Oh wow, another article about entitlement! This one from the Sunday Times Style Magazine, so I can’t link to it. I can tell you what it looks like, though. I studied it pretty closely over poussin and an elderflower pressé at my local. A young model-type in a pleated skirt and too-big saddle shoes stands looking confident next to the headline: “Because I’m worth it”. “Celebrity culture, parenting, easy credit and technology have combined to produce a generation that expects it all – on a plate,” we learn. “Kate Spicer investigates the new entitlement.”

Well, thank goodness! It’s about bloody time somebody investigated! Because, you know, I’ve been sitting here on the edge of my seat, thinking, gee whiz, it’s been, like, TWO DAYS since someone last wrote an article slamming my generation, and, well, who knows what sort of amazing new insight we’re gonna get this time.

Sadly the piece doesn’t quite deliver. It opens with a description of “Entitlement Top Trumps”, a game editors apparently invented at fashion week to amuse themselves when the outfits didn’t sufficiently scratch their itch for the outrageous, and never really goes any deeper.

An example: the girl who shows up late to her first day of work in hot pants and a rude t-shirt and promptly insults the company she’s working for. Later her father calls in to apologise on her behalf (overly-involved parents are often cited as a major flaw of my generation) and the girl keeps her job.
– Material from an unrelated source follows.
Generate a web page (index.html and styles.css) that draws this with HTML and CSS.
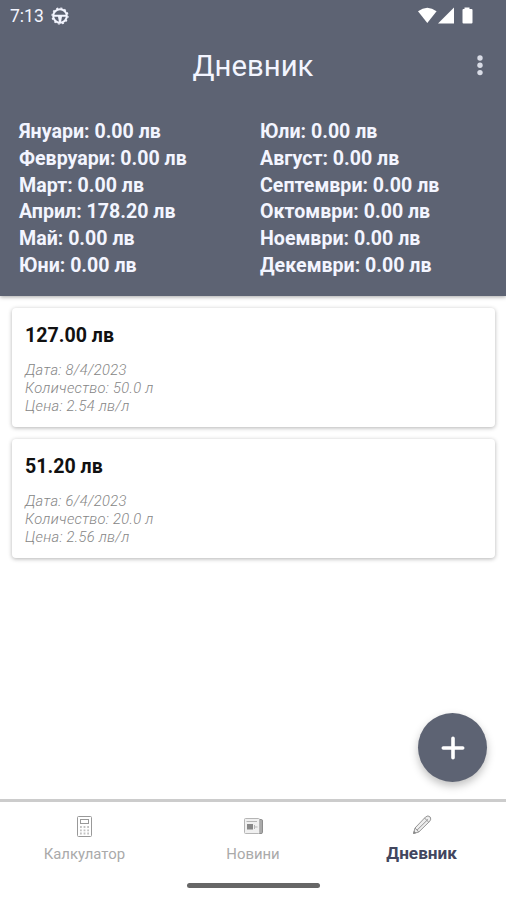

Why? It’s not like, “in an era when university students are no longer guaranteed a job on graduation, and 2.5 million are unemployed,” there’s no one else out there to hire.

But it comes down to this: we all know what makes good (trainwreck) television – shock, horror, drama, immaturity, stunts. Bad behaviour is rewarded, good behaviour is just boring. And it strikes me that these things are now as valued in the workplace (and in print media) as they are on screen. Employers and reporters alike get off on being able to gripe to each other about the disgraceful antics of their twentysomething employees and counterparts (I’m just guessing here, it’s not like I’ve ever seen this happen, but if “Entitlement Top Trumps” is anything to go by, I’m not necessarily wrong). And they won’t fire hot-pant-meddling-parents girl because she’s much more interesting to gripe about than a hard(ish) working kid who mostly does what he’s told. “OMG SHE LIT UP A JOINT AND TOOK HER TOP OFF AND SHOOK HER TITS AT ME AND THEN HER DADDY CAME IN AND TOLD US ALL TO STOP BEING SO HARD ON HIS PRINCESS” is way more fun (in the sense that watching Big Brother or X-Factor is “fun”) than, “uh, yeah, my intern looked really tired today but then he had a pretty good idea in the meeting.”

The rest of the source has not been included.